I believe "encoder" refers exclusively to the part of the model that reads in text to generate an internal representation

Architecturally, I think the big difference is bi-directional (BERT can use future tokens to influence latent features of current tokens) vs. uni-directional (GPT only flows information from past to future). You could totally use the "encoder" to generate text, or the "decoder" to generate latent representations used for another task, though perhaps they're more suited for their typical roles.

EDIT: Whoops, was wrong in initial version of comment.

[-]JD10

(Re: open question one)

the GPT-3 table must have a typo in the number of parameters or the size hyperparameters. Am I wrong or is that a typo in the GPT-3 paper?
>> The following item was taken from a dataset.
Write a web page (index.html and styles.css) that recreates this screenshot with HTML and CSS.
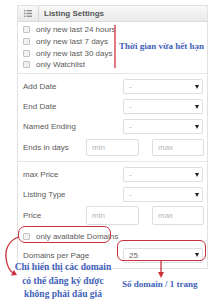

I independently suspect the table is erroneous for GPT-3 XL. When I ran the numbers, I concluded it was most likely n_heads = 16 (and not 24 as listed). I believe that is the only single adjustment which makes n_heads * d_head = d_model while remaining consistent with n_params.

The architecture shown for "Not in GPT" seems to be wrong? GPT is decoder only. The part labeled as "Not in GPT" is decoder part. 
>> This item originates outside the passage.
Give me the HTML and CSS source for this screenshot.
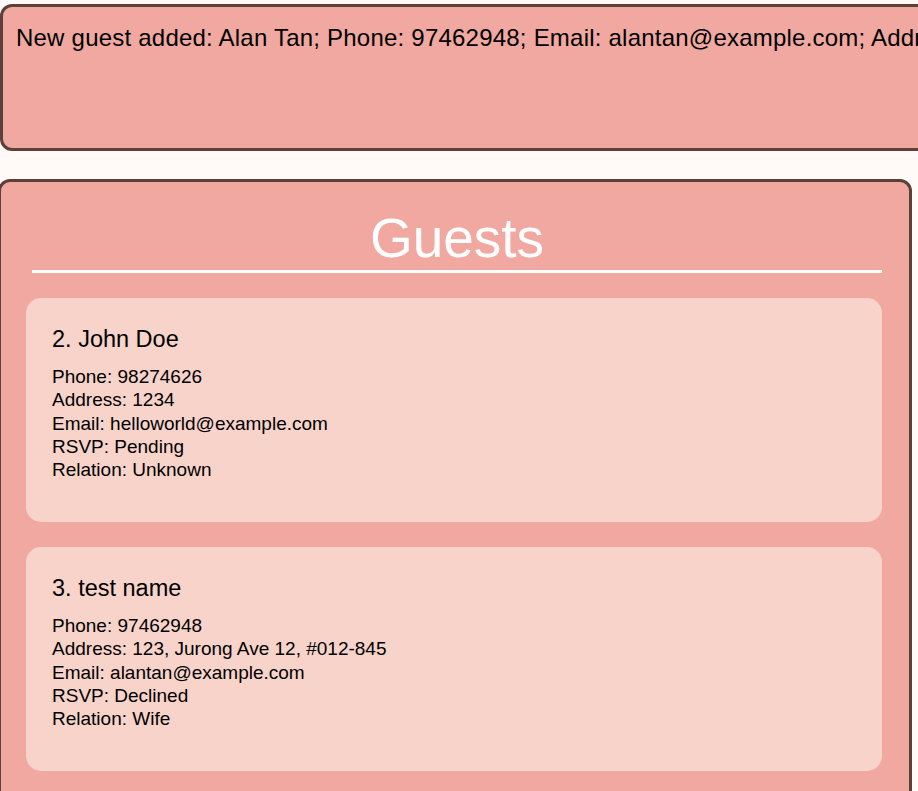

GPT is decoder only. The part labeled as "Not in GPT" is decoder part. 

I think both of these statements are true. Despite this, I think the architecture shown in "Not in GPT" is correct, because (as I understand it) "encoder" and "decoder" are interchangeable unless both are present. That's what I was trying to get at here:

4. GPT is called a “decoder only” architecture. Would “encoder only” be equally correct? From my reading of the original transformer paper, encoder and decoder blocks are the same except that decoder blocks attend to the final encoder block. Since GPT never attends to any previous block, if anything I feel like the correct term is “encoder only”.
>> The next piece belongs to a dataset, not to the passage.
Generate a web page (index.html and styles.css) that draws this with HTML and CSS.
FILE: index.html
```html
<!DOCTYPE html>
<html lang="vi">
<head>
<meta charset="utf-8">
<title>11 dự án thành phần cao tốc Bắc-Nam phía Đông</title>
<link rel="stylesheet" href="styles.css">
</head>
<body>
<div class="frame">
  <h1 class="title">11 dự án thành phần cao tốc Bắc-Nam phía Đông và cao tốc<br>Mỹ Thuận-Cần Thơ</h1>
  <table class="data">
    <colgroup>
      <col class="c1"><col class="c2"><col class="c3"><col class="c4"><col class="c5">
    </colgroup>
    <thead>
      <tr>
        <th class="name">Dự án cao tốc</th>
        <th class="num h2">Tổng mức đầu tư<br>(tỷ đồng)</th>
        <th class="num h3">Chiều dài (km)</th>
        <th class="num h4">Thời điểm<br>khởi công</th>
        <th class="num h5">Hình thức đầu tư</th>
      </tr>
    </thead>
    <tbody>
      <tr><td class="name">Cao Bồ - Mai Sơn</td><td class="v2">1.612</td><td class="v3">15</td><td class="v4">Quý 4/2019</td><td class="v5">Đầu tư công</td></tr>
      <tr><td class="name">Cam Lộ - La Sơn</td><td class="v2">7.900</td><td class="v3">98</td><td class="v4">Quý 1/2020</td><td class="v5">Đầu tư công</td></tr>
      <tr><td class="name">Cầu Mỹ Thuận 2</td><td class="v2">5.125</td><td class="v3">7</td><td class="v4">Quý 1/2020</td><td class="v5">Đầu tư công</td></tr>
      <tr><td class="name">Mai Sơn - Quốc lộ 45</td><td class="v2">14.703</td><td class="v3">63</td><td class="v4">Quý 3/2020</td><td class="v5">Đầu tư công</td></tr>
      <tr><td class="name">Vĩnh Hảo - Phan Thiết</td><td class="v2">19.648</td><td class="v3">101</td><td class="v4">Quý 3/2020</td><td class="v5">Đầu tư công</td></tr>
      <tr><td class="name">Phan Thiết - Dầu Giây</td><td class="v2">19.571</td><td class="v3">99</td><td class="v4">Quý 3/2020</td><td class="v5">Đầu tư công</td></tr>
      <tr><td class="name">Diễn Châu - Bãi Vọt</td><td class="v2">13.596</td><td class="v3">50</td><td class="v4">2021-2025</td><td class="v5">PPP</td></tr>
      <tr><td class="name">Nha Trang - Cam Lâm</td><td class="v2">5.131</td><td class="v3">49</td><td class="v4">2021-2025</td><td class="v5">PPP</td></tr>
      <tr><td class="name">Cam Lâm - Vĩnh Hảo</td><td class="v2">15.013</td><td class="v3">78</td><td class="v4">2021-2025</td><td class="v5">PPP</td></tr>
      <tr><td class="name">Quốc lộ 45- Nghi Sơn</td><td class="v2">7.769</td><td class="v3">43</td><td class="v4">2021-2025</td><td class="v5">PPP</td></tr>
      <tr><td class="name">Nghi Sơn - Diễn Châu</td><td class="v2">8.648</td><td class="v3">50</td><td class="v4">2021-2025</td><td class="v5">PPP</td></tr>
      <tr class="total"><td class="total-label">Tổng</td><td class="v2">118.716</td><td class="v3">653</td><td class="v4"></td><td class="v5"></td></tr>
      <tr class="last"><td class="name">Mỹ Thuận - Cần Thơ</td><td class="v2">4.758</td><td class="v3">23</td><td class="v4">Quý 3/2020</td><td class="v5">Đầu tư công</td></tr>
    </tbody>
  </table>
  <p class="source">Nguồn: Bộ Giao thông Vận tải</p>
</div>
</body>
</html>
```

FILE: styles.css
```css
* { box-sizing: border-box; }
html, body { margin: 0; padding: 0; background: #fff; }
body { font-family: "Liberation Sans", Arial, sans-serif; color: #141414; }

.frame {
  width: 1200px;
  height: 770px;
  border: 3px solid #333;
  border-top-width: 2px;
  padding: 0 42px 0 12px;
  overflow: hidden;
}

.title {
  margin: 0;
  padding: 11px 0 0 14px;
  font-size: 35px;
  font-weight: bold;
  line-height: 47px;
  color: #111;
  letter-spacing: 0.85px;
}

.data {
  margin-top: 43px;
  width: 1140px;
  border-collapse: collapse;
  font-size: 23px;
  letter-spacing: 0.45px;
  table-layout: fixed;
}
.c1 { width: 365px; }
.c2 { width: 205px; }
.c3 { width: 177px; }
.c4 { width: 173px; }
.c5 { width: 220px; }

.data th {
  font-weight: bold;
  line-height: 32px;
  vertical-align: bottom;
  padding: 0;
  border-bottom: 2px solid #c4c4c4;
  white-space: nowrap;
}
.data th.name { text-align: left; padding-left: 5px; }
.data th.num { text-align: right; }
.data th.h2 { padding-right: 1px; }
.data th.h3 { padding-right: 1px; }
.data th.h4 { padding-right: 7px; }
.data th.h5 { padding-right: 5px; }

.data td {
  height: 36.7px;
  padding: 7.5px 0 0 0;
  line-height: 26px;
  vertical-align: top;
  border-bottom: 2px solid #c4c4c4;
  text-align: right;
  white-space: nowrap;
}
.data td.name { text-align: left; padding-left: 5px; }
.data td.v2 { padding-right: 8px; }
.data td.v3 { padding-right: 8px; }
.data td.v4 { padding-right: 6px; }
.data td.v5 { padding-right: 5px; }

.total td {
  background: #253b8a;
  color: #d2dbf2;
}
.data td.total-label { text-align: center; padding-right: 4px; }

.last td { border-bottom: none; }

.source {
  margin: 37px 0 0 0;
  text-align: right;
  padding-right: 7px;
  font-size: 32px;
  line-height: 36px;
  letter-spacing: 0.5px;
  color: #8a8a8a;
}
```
See this comment for more discussion of the terminology.

 

4-th term incorrect 

I love your work. 

Besides, to your point on FFN
I don't think FFN is more important than Attention. 
Of cause the size of parameter is important, but it is not the only import thing.  
You need to consider the compute cost in each module. If my understanding is right, FFN costs O(1), Encoder's Self-Attention costs O(n_ctx^2), Docoder's Masked Self-Attention costs...well Decoder is a little bit more complicated situation. It has to run multiple times to get the full output sequence. The total cost depends on input length and output length. For simplicity, each token generated, it costs O(n_lefttokens), approximately O(n). That means not all parameters are equally important. 
So if you do a compute-cost-weighted sum, the parameters of attention module is way more important than FFN. 

This could also explain why there is a limit on n_ctx. 

And This could also also give you a hint that though Encoder and Decoder are structurally similar, they are doing different things. And GPT IS a decoder-only architecture.